**What this task involves**
Check each line of the data for "index" and select those that have it.

Pages as source code:
⟨
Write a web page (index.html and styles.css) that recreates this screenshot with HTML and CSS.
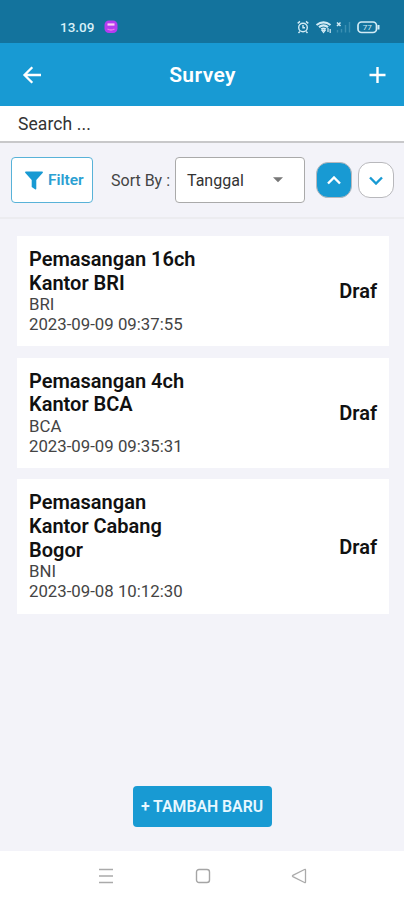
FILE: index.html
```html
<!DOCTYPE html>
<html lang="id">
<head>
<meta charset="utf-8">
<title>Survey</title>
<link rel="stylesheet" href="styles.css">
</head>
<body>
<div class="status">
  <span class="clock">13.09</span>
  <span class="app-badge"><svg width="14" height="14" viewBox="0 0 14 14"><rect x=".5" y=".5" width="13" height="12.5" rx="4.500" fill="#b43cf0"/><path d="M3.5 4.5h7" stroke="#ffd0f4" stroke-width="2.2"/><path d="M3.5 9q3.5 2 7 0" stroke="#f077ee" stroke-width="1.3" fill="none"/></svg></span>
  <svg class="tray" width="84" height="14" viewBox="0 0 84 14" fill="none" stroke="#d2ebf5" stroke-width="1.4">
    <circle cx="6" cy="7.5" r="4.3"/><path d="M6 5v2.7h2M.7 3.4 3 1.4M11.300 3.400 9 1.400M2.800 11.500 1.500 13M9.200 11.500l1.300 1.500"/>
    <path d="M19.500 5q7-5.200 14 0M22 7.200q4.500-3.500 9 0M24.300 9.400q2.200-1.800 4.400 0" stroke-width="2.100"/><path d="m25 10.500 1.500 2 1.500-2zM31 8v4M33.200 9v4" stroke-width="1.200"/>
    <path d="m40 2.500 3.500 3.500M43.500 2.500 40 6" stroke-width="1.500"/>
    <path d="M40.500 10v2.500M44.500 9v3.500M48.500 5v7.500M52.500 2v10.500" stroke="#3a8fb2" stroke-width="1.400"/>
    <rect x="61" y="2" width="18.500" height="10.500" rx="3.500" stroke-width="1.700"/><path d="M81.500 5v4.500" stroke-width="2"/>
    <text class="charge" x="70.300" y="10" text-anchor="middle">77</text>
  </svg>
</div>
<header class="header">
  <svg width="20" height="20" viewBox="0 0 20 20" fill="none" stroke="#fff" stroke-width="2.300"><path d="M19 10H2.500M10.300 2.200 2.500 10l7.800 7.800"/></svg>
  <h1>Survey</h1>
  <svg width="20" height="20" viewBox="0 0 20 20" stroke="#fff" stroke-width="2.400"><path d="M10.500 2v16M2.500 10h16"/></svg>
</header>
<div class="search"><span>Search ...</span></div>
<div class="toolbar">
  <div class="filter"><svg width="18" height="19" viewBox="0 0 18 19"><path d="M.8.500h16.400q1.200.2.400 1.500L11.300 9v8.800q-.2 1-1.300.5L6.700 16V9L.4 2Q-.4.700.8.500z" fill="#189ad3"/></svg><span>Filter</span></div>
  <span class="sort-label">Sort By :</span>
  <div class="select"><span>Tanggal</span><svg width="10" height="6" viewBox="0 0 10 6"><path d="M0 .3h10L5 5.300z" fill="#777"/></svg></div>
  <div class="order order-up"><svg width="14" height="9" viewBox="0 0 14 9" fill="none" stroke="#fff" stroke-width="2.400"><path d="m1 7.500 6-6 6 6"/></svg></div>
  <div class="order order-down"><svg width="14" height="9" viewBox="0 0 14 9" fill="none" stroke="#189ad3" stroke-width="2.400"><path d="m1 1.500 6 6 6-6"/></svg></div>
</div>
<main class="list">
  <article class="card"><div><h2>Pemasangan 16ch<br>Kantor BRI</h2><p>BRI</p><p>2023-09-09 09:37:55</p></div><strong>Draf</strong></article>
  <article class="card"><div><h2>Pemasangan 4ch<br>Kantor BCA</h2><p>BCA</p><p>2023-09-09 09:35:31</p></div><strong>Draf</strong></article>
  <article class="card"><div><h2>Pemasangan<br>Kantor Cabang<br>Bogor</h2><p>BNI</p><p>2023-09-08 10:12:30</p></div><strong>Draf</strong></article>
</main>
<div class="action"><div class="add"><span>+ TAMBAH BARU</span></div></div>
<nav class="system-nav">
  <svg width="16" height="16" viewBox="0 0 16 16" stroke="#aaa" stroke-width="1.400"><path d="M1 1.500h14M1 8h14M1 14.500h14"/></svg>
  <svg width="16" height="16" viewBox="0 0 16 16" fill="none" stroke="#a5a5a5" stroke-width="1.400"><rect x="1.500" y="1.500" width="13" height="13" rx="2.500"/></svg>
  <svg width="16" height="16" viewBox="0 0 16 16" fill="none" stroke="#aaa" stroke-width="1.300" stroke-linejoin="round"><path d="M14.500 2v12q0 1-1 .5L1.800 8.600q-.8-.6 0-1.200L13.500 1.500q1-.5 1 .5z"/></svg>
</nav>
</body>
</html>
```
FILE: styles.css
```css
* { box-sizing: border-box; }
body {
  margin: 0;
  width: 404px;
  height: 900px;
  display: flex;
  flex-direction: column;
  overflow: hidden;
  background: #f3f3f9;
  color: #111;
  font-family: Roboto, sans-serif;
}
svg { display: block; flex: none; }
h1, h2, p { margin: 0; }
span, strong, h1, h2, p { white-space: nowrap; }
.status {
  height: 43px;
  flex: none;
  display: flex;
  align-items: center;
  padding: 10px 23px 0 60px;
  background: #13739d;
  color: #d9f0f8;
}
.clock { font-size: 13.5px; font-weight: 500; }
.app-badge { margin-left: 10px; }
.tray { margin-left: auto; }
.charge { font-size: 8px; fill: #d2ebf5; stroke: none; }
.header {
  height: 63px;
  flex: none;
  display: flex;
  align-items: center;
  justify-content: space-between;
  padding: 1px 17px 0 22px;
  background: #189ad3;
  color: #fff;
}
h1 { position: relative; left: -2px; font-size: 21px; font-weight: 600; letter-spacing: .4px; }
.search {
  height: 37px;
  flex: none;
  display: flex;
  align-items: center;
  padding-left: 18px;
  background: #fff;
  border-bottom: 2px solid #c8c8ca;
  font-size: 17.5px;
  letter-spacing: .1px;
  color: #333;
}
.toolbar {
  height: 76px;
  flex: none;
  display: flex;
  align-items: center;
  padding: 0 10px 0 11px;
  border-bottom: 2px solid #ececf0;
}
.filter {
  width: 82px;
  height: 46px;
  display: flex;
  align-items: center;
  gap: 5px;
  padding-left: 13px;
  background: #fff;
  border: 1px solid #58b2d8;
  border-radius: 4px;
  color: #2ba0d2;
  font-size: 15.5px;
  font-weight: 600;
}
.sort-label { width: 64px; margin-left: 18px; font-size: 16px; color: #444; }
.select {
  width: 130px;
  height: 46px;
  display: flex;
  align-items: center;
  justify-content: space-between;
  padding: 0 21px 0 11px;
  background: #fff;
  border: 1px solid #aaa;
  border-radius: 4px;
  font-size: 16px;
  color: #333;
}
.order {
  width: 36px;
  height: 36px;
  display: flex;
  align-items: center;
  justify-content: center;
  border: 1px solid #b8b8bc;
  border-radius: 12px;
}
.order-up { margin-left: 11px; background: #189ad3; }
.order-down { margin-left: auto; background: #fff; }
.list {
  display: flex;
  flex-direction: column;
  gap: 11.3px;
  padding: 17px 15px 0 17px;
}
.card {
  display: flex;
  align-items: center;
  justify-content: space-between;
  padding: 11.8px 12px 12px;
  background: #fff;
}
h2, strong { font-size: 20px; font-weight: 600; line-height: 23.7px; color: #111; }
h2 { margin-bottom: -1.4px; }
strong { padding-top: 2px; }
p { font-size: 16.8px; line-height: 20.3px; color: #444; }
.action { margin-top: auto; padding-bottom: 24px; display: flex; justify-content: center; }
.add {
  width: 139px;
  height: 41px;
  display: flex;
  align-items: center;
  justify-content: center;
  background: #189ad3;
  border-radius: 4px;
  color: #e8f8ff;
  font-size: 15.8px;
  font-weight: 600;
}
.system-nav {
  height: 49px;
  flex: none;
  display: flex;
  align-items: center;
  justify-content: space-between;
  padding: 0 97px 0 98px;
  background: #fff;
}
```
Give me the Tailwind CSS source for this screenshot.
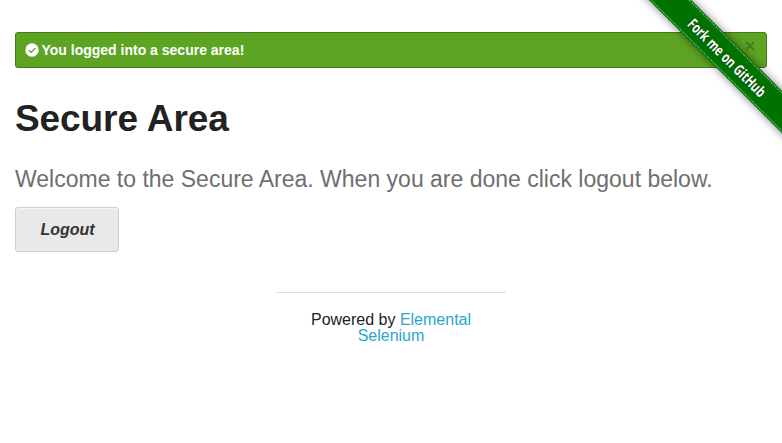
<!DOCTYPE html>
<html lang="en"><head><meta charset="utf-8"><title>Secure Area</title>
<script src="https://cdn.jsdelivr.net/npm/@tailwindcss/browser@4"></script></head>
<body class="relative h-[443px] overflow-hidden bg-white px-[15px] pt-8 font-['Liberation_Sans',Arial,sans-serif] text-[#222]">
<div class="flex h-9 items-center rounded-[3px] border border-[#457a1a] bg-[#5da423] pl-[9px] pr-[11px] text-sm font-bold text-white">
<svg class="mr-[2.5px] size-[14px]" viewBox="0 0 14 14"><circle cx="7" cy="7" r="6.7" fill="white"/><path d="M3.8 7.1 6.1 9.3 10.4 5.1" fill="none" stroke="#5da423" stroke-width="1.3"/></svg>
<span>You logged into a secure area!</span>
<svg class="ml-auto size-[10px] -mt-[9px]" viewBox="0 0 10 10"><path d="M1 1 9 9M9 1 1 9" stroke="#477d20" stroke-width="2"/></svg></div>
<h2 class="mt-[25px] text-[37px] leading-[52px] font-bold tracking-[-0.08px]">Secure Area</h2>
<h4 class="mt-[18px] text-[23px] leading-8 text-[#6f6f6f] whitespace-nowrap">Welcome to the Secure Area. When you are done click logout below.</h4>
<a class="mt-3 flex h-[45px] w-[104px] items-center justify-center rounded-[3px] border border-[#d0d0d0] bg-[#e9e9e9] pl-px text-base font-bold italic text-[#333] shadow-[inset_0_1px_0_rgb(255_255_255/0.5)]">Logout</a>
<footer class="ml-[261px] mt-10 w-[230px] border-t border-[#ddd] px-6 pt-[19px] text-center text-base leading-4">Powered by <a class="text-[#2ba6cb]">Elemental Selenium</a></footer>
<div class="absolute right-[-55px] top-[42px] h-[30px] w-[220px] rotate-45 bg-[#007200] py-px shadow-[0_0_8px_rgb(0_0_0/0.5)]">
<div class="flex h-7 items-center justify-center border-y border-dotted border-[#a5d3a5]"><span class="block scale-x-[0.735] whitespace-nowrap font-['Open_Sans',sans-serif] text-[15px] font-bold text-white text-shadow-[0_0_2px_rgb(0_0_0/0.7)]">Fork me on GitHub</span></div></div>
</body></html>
⟩
**Output**
Write a web page (index.html and styles.css) that recreates this screenshot with HTML and CSS.
FILE: index.html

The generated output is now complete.